----- Data shown

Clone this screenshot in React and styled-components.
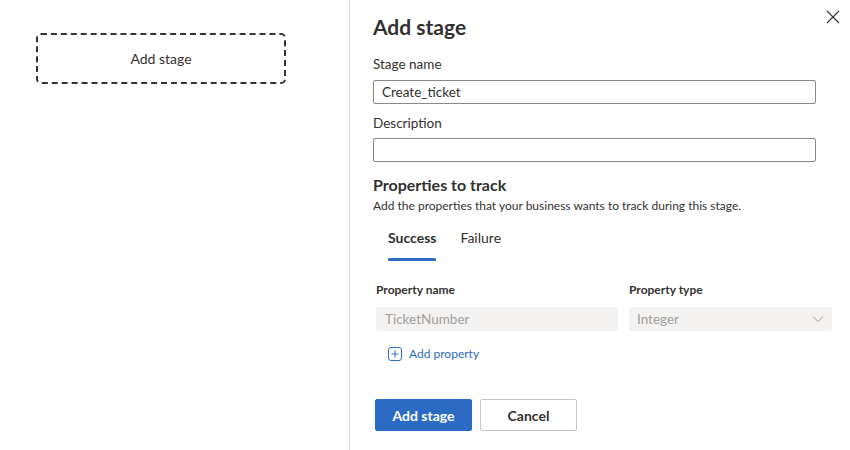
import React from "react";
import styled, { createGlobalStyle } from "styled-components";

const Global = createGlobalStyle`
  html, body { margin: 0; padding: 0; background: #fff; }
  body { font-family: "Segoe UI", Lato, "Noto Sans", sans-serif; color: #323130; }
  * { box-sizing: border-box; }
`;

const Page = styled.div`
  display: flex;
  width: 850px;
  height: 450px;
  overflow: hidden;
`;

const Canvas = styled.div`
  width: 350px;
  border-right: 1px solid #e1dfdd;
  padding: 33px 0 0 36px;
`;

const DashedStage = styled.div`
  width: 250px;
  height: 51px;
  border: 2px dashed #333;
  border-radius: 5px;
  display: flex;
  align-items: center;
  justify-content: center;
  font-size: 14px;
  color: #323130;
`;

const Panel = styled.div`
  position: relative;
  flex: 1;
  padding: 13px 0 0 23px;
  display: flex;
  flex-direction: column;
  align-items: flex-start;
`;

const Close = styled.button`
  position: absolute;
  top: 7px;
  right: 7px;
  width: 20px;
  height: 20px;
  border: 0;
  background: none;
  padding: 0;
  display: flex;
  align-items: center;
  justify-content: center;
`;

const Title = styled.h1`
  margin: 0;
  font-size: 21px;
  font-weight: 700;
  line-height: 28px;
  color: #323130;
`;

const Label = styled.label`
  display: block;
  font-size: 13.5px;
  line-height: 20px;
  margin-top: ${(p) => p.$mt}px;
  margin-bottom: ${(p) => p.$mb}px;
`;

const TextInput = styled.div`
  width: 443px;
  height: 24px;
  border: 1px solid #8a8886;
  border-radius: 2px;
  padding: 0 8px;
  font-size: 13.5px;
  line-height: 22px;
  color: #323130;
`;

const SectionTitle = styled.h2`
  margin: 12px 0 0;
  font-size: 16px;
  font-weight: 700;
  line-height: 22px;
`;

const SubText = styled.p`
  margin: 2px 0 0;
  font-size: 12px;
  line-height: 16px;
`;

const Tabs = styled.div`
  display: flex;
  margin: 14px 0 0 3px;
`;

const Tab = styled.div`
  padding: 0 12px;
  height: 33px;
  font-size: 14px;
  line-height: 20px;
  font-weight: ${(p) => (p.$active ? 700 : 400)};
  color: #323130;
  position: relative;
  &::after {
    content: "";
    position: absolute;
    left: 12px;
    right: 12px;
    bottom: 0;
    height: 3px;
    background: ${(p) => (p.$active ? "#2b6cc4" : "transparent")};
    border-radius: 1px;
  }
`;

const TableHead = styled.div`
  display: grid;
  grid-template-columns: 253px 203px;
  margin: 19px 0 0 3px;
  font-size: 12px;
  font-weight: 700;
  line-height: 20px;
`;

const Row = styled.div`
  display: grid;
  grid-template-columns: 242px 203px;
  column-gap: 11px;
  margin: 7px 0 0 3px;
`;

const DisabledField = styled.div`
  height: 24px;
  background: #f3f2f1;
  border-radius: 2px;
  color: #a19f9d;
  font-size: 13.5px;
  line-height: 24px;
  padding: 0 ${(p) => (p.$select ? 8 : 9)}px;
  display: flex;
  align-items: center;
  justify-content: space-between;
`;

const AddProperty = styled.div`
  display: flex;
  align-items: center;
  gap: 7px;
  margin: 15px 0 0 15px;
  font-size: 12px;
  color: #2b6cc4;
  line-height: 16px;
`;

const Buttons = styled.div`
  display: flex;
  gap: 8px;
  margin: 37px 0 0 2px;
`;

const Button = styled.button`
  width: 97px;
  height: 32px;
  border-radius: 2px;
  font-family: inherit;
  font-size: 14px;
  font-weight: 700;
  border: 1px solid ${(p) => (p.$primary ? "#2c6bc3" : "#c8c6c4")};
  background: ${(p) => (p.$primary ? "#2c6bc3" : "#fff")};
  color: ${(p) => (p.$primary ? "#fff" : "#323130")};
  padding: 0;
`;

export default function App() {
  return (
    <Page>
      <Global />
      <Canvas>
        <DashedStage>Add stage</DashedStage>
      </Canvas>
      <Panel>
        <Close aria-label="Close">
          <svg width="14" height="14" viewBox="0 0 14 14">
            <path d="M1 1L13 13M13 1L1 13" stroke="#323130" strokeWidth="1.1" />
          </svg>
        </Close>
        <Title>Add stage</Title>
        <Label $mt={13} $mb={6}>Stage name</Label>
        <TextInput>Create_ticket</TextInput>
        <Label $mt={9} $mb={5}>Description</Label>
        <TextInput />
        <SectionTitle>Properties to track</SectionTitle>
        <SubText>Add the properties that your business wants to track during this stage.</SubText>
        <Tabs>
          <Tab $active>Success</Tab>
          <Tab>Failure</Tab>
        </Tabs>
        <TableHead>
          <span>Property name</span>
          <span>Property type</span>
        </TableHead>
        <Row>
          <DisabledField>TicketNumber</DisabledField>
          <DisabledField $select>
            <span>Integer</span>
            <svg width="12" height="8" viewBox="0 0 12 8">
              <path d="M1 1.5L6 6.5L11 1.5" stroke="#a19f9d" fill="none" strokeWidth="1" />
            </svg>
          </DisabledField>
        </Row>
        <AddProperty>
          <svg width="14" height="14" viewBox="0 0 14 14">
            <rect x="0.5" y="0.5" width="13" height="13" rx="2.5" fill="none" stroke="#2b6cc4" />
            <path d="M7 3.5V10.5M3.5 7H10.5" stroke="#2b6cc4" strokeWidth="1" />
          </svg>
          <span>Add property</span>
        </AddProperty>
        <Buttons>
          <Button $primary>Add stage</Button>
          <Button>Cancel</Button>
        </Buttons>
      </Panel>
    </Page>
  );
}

----------

§ **What is needed**
Reproduce the listing word for word and omit its pictures.

§ **Answer to the exercise**
Clone this screenshot in React and styled-components.
import React from "react";
import styled, { createGlobalStyle } from "styled-components";

const Global = createGlobalStyle`
  html, body { margin: 0; padding: 0; background: #fff; }
  body { font-family: "Segoe UI", Lato, "Noto Sans", sans-serif; color: #323130; }
  * { box-sizing: border-box; }
`;

const Page = styled.div`
  display: flex;
  width: 850px;
  height: 450px;
  overflow: hidden;
`;

const Canvas = styled.div`
  width: 350px;
  border-right: 1px solid #e1dfdd;
  padding: 33px 0 0 36px;
`;

const DashedStage = styled.div`
  width: 250px;
  height: 51px;
  border: 2px dashed #333;
  border-radius: 5px;
  display: flex;
  align-items: center;
  justify-content: center;
  font-size: 14px;
  color: #323130;
`;

const Panel = styled.div`
  position: relative;
  flex: 1;
  padding: 13px 0 0 23px;
  display: flex;
  flex-direction: column;
  align-items: flex-start;
`;

const Close = styled.button`
  position: absolute;
  top: 7px;
  right: 7px;
  width: 20px;
  height: 20px;
  border: 0;
  background: none;
  padding: 0;
  display: flex;
  align-items: center;
  justify-content: center;
`;

const Title = styled.h1`
  margin: 0;
  font-size: 21px;
  font-weight: 700;
  line-height: 28px;
  color: #323130;
`;

const Label = styled.label`
  display: block;
  font-size: 13.5px;
  line-height: 20px;
  margin-top: ${(p) => p.$mt}px;
  margin-bottom: ${(p) => p.$mb}px;
`;

const TextInput = styled.div`
  width: 443px;
  height: 24px;
  border: 1px solid #8a8886;
  border-radius: 2px;
  padding: 0 8px;
  font-size: 13.5px;
  line-height: 22px;
  color: #323130;
`;

const SectionTitle = styled.h2`
  margin: 12px 0 0;
  font-size: 16px;
  font-weight: 700;
  line-height: 22px;
`;

const SubText = styled.p`
  margin: 2px 0 0;
  font-size: 12px;
  line-height: 16px;
`;

const Tabs = styled.div`
  display: flex;
  margin: 14px 0 0 3px;
`;

const Tab = styled.div`
  padding: 0 12px;
  height: 33px;
  font-size: 14px;
  line-height: 20px;
  font-weight: ${(p) => (p.$active ? 700 : 400)};
  color: #323130;
  position: relative;
  &::after {
    content: "";
    position: absolute;
    left: 12px;
    right: 12px;
    bottom: 0;
    height: 3px;
    background: ${(p) => (p.$active ? "#2b6cc4" : "transparent")};
    border-radius: 1px;
  }
`;

const TableHead = styled.div`
  display: grid;
  grid-template-columns: 253px 203px;
  margin: 19px 0 0 3px;
  font-size: 12px;
  font-weight: 700;
  line-height: 20px;
`;

const Row = styled.div`
  display: grid;
  grid-template-columns: 242px 203px;
  column-gap: 11px;
  margin: 7px 0 0 3px;
`;

const DisabledField = styled.div`
  height: 24px;
  background: #f3f2f1;
  border-radius: 2px;
  color: #a19f9d;
  font-size: 13.5px;
  line-height: 24px;
  padding: 0 ${(p) => (p.$select ? 8 : 9)}px;
  display: flex;
  align-items: center;
  justify-content: space-between;
`;

const AddProperty = styled.div`
  display: flex;
  align-items: center;
  gap: 7px;
  margin: 15px 0 0 15px;
  font-size: 12px;
  color: #2b6cc4;
  line-height: 16px;
`;

const Buttons = styled.div`
  display: flex;
  gap: 8px;
  margin: 37px 0 0 2px;
`;

const Button = styled.button`
  width: 97px;
  height: 32px;
  border-radius: 2px;
  font-family: inherit;
  font-size: 14px;
  font-weight: 700;
  border: 1px solid ${(p) => (p.$primary ? "#2c6bc3" : "#c8c6c4")};
  background: ${(p) => (p.$primary ? "#2c6bc3" : "#fff")};
  color: ${(p) => (p.$primary ? "#fff" : "#323130")};
  padding: 0;
`;

export default function App() {
  return (
    <Page>
      <Global />
      <Canvas>
        <DashedStage>Add stage</DashedStage>
      </Canvas>
      <Panel>
        <Close aria-label="Close">
          <svg width="14" height="14" viewBox="0 0 14 14">
            <path d="M1 1L13 13M13 1L1 13" stroke="#323130" strokeWidth="1.1" />
          </svg>
        </Close>
        <Title>Add stage</Title>
        <Label $mt={13} $mb={6}>Stage name</Label>
        <TextInput>Create_ticket</TextInput>
        <Label $mt={9} $mb={5}>Description</Label>
        <TextInput />
        <SectionTitle>Properties to track</SectionTitle>
        <SubText>Add the properties that your business wants to track during this stage.</SubText>
        <Tabs>
          <Tab $active>Success</Tab>
          <Tab>Failure</Tab>
        </Tabs>
        <TableHead>
          <span>Property name</span>
          <span>Property type</span>
        </TableHead>
        <Row>
          <DisabledField>TicketNumber</DisabledField>
          <DisabledField $select>
            <span>Integer</span>
            <svg width="12" height="8" viewBox="0 0 12 8">
              <path d="M1 1.5L6 6.5L11 1.5" stroke="#a19f9d" fill="none" strokeWidth="1" />
            </svg>
          </DisabledField>
        </Row>
        <AddProperty>
          <svg width="14" height="14" viewBox="0 0 14 14">
            <rect x="0.5" y="0.5" width="13" height="13" rx="2.5" fill="none" stroke="#2b6cc4" />
            <path d="M7 3.5V10.5M3.5 7H10.5" stroke="#2b6cc4" strokeWidth="1" />
          </svg>
          <span>Add property</span>
        </AddProperty>
        <Buttons>
          <Button $primary>Add stage</Button>
          <Button>Cancel</Button>
        </Buttons>
      </Panel>
    </Page>
  );
}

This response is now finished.